*TASK DIRECTIONS*: Here are some records; copy every line that holds the word "page".

** begin ENTRIES SUPPLIED **

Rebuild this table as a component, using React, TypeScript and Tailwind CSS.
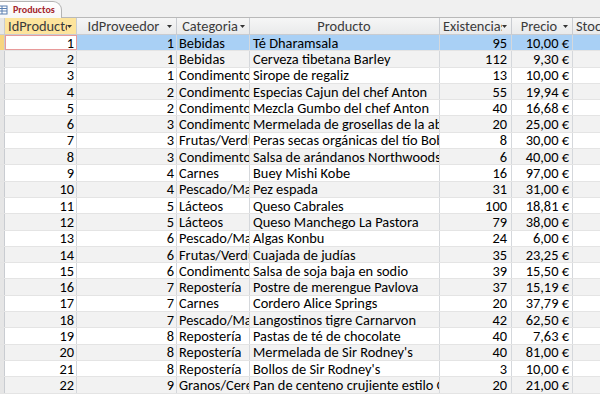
const rows: [number, number, string, string, number, string][] = [
  [1, 1, "Bebidas", "Té Dharamsala", 95, "10,00 €"],
  [2, 1, "Bebidas", "Cerveza tibetana Barley", 112, "9,30 €"],
  [3, 1, "Condimentos", "Sirope de regaliz", 13, "10,00 €"],
  [4, 2, "Condimentos", "Especias Cajun del chef Anton", 55, "19,94 €"],
  [5, 2, "Condimentos", "Mezcla Gumbo del chef Anton", 40, "16,68 €"],
  [6, 3, "Condimentos", "Mermelada de grosellas de la abuela", 20, "25,00 €"],
  [7, 3, "Frutas/Verduras", "Peras secas orgánicas del tío Bob", 8, "30,00 €"],
  [8, 3, "Condimentos", "Salsa de arándanos Northwoods", 6, "40,00 €"],
  [9, 4, "Carnes", "Buey Mishi Kobe", 16, "97,00 €"],
  [10, 4, "Pescado/Marisco", "Pez espada", 31, "31,00 €"],
  [11, 5, "Lácteos", "Queso Cabrales", 100, "18,81 €"],
  [12, 5, "Lácteos", "Queso Manchego La Pastora", 79, "38,00 €"],
  [13, 6, "Pescado/Marisco", "Algas Konbu", 24, "6,00 €"],
  [14, 6, "Frutas/Verduras", "Cuajada de judías", 35, "23,25 €"],
  [15, 6, "Condimentos", "Salsa de soja baja en sodio", 39, "15,50 €"],
  [16, 7, "Repostería", "Postre de merengue Pavlova", 37, "15,19 €"],
  [17, 7, "Carnes", "Cordero Alice Springs", 20, "37,79 €"],
  [18, 7, "Pescado/Marisco", "Langostinos tigre Carnarvon", 42, "62,50 €"],
  [19, 8, "Repostería", "Pastas de té de chocolate", 40, "7,63 €"],
  [20, 8, "Repostería", "Mermelada de Sir Rodney's", 40, "81,00 €"],
  [21, 8, "Repostería", "Bollos de Sir Rodney's", 3, "10,00 €"],
  [22, 9, "Granos/Cereales", "Pan de centeno crujiente estilo Gustaf", 20, "21,00 €"],
];

function Arrow() {
  return (
    <svg width="5" height="3" viewBox="0 0 5 3" className="shrink-0">
      <path d="M0 0h5L2.5 3z" fill="#333" />
    </svg>
  );
}

function Head({ label, w, active, arrow = true, align = "center" }: { label: string; w: string; active?: boolean; arrow?: boolean; align?: "center" | "left" }) {
  return (
    <div
      className={`${w} shrink-0 h-full flex items-center pl-[3px] pr-[4px] border-r border-[#c9ccd1] overflow-hidden whitespace-nowrap ${
        active ? "bg-[#fde49c]" : "bg-gradient-to-b from-[#f6f6f6] to-[#e9eaeb]"
      }`}
    >
      <span className={`flex-1 overflow-hidden ${align === "center" ? "text-center" : "text-left"}`}>{label}</span>
      {arrow && <Arrow />}
    </div>
  );
}

export default function App() {
  return (
    <div
      className="w-[600px] h-[394px] overflow-hidden bg-white text-[14.4px] text-black leading-[14px]"
      style={{ fontFamily: "Carlito, Calibri, Lato, 'Liberation Sans', sans-serif" }}
    >
      {/* tab strip */}
      <div className="h-[18px] bg-[#f0f0f0] border-b border-[#b9b9b9] flex items-end">
        <div className="h-[17px] w-[62px] -mb-px bg-gradient-to-b from-white to-[#f7f7f7] border-t border-r border-[#b4b4b4] rounded-tr-[9px] flex items-center gap-[5px]">
          <svg width="8" height="10" viewBox="0 0 8 10" className="shrink-0">
            <rect x="-3" y="1" width="10" height="8" fill="#fff" stroke="#5b7fb0" />
            <path d="M-3 3.5h10M-3 6h10M2 1v8" stroke="#5b7fb0" />
          </svg>
          <span className="text-[10px] font-bold text-[#a4262c]">Productos</span>
        </div>
      </div>

      {/* header */}
      <div className="h-[17px] flex border-b border-[#c9ccd1] text-[#3b3b3b]">
        <div className="w-[5px] shrink-0 h-full bg-[#e6e6e6] border-r border-[#c9ccd1]" />
        <Head label="IdProducto" w="w-[72px]" active align="left" />
        <Head label="IdProveedor" w="w-[100px]" />
        <Head label="Categoria" w="w-[73px]" />
        <Head label="Producto" w="w-[190px]" arrow={false} />
        <Head label="Existencias" w="w-[72px]" />
        <Head label="Precio" w="w-[61px]" />
        <Head label="Stock" w="w-[60px]" align="left" />
      </div>

      {/* rows */}
      {rows.map(([id, prov, cat, prod, ex, price], i) => {
        const sel = i === 0;
        const bg = sel ? "bg-[#a9d0f5]" : i % 2 === 1 ? "bg-[#f2f2f2]" : "bg-white";
        const cell = "shrink-0 h-full flex items-center overflow-hidden whitespace-nowrap border-r border-[#d5d8dc]";
        return (
          <div key={id} className={`h-[16.3px] flex border-b border-[#e4e4e4] ${bg}`}>
            <div className={`w-[5px] shrink-0 h-full border-r border-[#c9ccd1] ${sel ? "bg-[#f7d580]" : "bg-[#e6e6e6]"}`} />
            <div className={`${cell} w-[72px] justify-end pr-[2px] ${sel ? "bg-white outline outline-1 -outline-offset-1 outline-[#e89a9a]" : ""}`}>{id}</div>
            <div className={`${cell} w-[100px] justify-end pr-[2px]`}>{prov}</div>
            <div className={`${cell} w-[73px] pl-[2px]`}>{cat}</div>
            <div className={`${cell} w-[190px] pl-[3px]`}>{prod}</div>
            <div className={`${cell} w-[72px] justify-end pr-[4px]`}>{ex}</div>
            <div className={`${cell} w-[61px] justify-end pr-[3px]`}>{price}</div>
            <div className={`${cell} w-[60px]`} />
          </div>
        );
      })}
    </div>
  );
}
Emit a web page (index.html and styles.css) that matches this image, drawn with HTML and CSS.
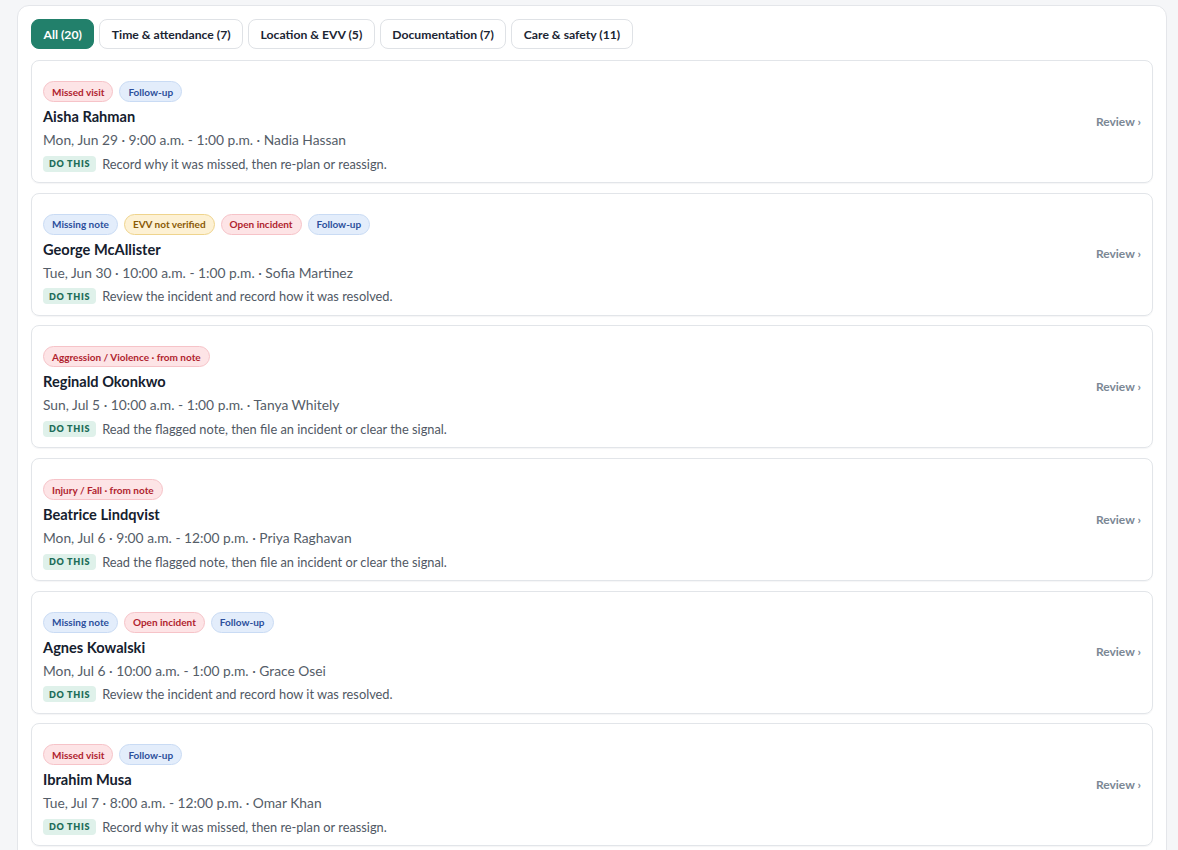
FILE: index.html
```html
<!DOCTYPE html>
<html lang="en">
<head>
<meta charset="utf-8">
<title>Visits needing attention</title>
<link rel="stylesheet" href="styles.css">
</head>
<body>
<div class="page">
  <section class="panel">
    <nav class="tabs">
      <button class="tab active">All (20)</button>
      <button class="tab">Time &amp; attendance (7)</button>
      <button class="tab">Location &amp; EVV (5)</button>
      <button class="tab">Documentation (7)</button>
      <button class="tab">Care &amp; safety (11)</button>
    </nav>
    <div class="list">
      <article class="card">
        <div class="body">
          <div class="tags"><span class="tag red">Missed visit</span><span class="tag blue">Follow-up</span></div>
          <div class="name">Aisha Rahman</div>
          <div class="meta">Mon, Jun 29 · 9:00 a.m. - 1:00 p.m. · Nadia Hassan</div>
          <div class="todo"><span class="do">DO THIS</span><span class="action">Record why it was missed, then re-plan or reassign.</span></div>
        </div>
        <a class="review">Review ›</a>
      </article>
      <article class="card">
        <div class="body">
          <div class="tags"><span class="tag blue">Missing note</span><span class="tag amber">EVV not verified</span><span class="tag red">Open incident</span><span class="tag blue">Follow-up</span></div>
          <div class="name">George McAllister</div>
          <div class="meta">Tue, Jun 30 · 10:00 a.m. - 1:00 p.m. · Sofia Martinez</div>
          <div class="todo"><span class="do">DO THIS</span><span class="action">Review the incident and record how it was resolved.</span></div>
        </div>
        <a class="review">Review ›</a>
      </article>
      <article class="card">
        <div class="body">
          <div class="tags"><span class="tag red">Aggression / Violence · from note</span></div>
          <div class="name">Reginald Okonkwo</div>
          <div class="meta">Sun, Jul 5 · 10:00 a.m. - 1:00 p.m. · Tanya Whitely</div>
          <div class="todo"><span class="do">DO THIS</span><span class="action">Read the flagged note, then file an incident or clear the signal.</span></div>
        </div>
        <a class="review">Review ›</a>
      </article>
      <article class="card">
        <div class="body">
          <div class="tags"><span class="tag red">Injury / Fall · from note</span></div>
          <div class="name">Beatrice Lindqvist</div>
          <div class="meta">Mon, Jul 6 · 9:00 a.m. - 12:00 p.m. · Priya Raghavan</div>
          <div class="todo"><span class="do">DO THIS</span><span class="action">Read the flagged note, then file an incident or clear the signal.</span></div>
        </div>
        <a class="review">Review ›</a>
      </article>
      <article class="card">
        <div class="body">
          <div class="tags"><span class="tag blue">Missing note</span><span class="tag red">Open incident</span><span class="tag blue">Follow-up</span></div>
          <div class="name">Agnes Kowalski</div>
          <div class="meta">Mon, Jul 6 · 10:00 a.m. - 1:00 p.m. · Grace Osei</div>
          <div class="todo"><span class="do">DO THIS</span><span class="action">Review the incident and record how it was resolved.</span></div>
        </div>
        <a class="review">Review ›</a>
      </article>
      <article class="card">
        <div class="body">
          <div class="tags"><span class="tag red">Missed visit</span><span class="tag blue">Follow-up</span></div>
          <div class="name">Ibrahim Musa</div>
          <div class="meta">Tue, Jul 7 · 8:00 a.m. - 12:00 p.m. · Omar Khan</div>
          <div class="todo"><span class="do">DO THIS</span><span class="action">Record why it was missed, then re-plan or reassign.</span></div>
        </div>
        <a class="review">Review ›</a>
      </article>
    </div>
  </section>
</div>
</body>
</html>
```

FILE: styles.css
```css
* { box-sizing: border-box; }
html, body { margin: 0; background: #f5f6f8; }
body {
  font-family: "Lato", "Inter", "Liberation Sans", sans-serif;
  color: #1b2533;
}
.page { padding: 5px 11px 0 17px; height: 850px; overflow: hidden; }
.panel {
  background: #fff;
  border: 1px solid #e4e6ea;
  border-radius: 12px;
  padding: 13px 13px 20px 13px;
  min-height: 900px;
}
.tabs { display: flex; gap: 5px; margin-bottom: 11px; }
.tab {
  font-family: inherit;
  height: 30px;
  padding: 0 11.5px;
  font-size: 12.2px;
  font-weight: 700;
  color: #1b2533;
  background: #fff;
  border: 1px solid #dfe2e6;
  border-radius: 8px;
}
.tab.active { background: #22806b; border-color: #22806b; color: #fff; }
.list { display: flex; flex-direction: column; gap: 9.7px; }
.card {
  display: flex;
  align-items: center;
  border: 1px solid #e2e5e9;
  border-radius: 8px;
  padding: 20px 11px 11px 11px;
  height: 123px;
  box-shadow: 0 1px 1px rgba(16, 24, 40, 0.04);
}
.body { flex: 1; align-self: flex-start; }
.tags { display: flex; gap: 6px; height: 21px; margin-bottom: 6px; }
.tag {
  display: inline-flex;
  align-items: center;
  height: 21px;
  padding: 0 8px;
  border-radius: 11px;
  font-size: 10px;
  font-weight: 700;
  border: 1px solid;
}
.tag.red { background: #fde4e6; border-color: #f6c3c8; color: #b0232e; }
.tag.blue { background: #e3edfb; border-color: #c9dbf4; color: #2c4f9c; }
.tag.amber { background: #fdf1d4; border-color: #efd48d; color: #8a5a06; }
.name { font-size: 14.6px; font-weight: 700; line-height: 18px; color: #15202e; }
.meta { font-size: 13.8px; line-height: 20px; margin-top: 4px; color: #555d68; }
.todo { display: flex; align-items: center; gap: 6px; margin-top: 5px; height: 17px; }
.do {
  display: inline-flex;
  align-items: center;
  height: 16px;
  padding: 0 6px;
  border-radius: 4px;
  background: #dff1ea;
  color: #1d6d59;
  font-size: 9px;
  font-weight: 800;
  letter-spacing: 0.7px;
}
.action { font-size: 12.8px; color: #505864; }
.review { font-size: 12px; font-weight: 700; color: #7b8794; white-space: nowrap; margin-bottom: 10px; }
```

** end ENTRIES SUPPLIED **

*WRITTEN RESPONSE*:
Emit a web page (index.html and styles.css) that matches this image, drawn with HTML and CSS.
<div class="page">
.page { padding: 5px 11px 0 17px; height: 850px; overflow: hidden; }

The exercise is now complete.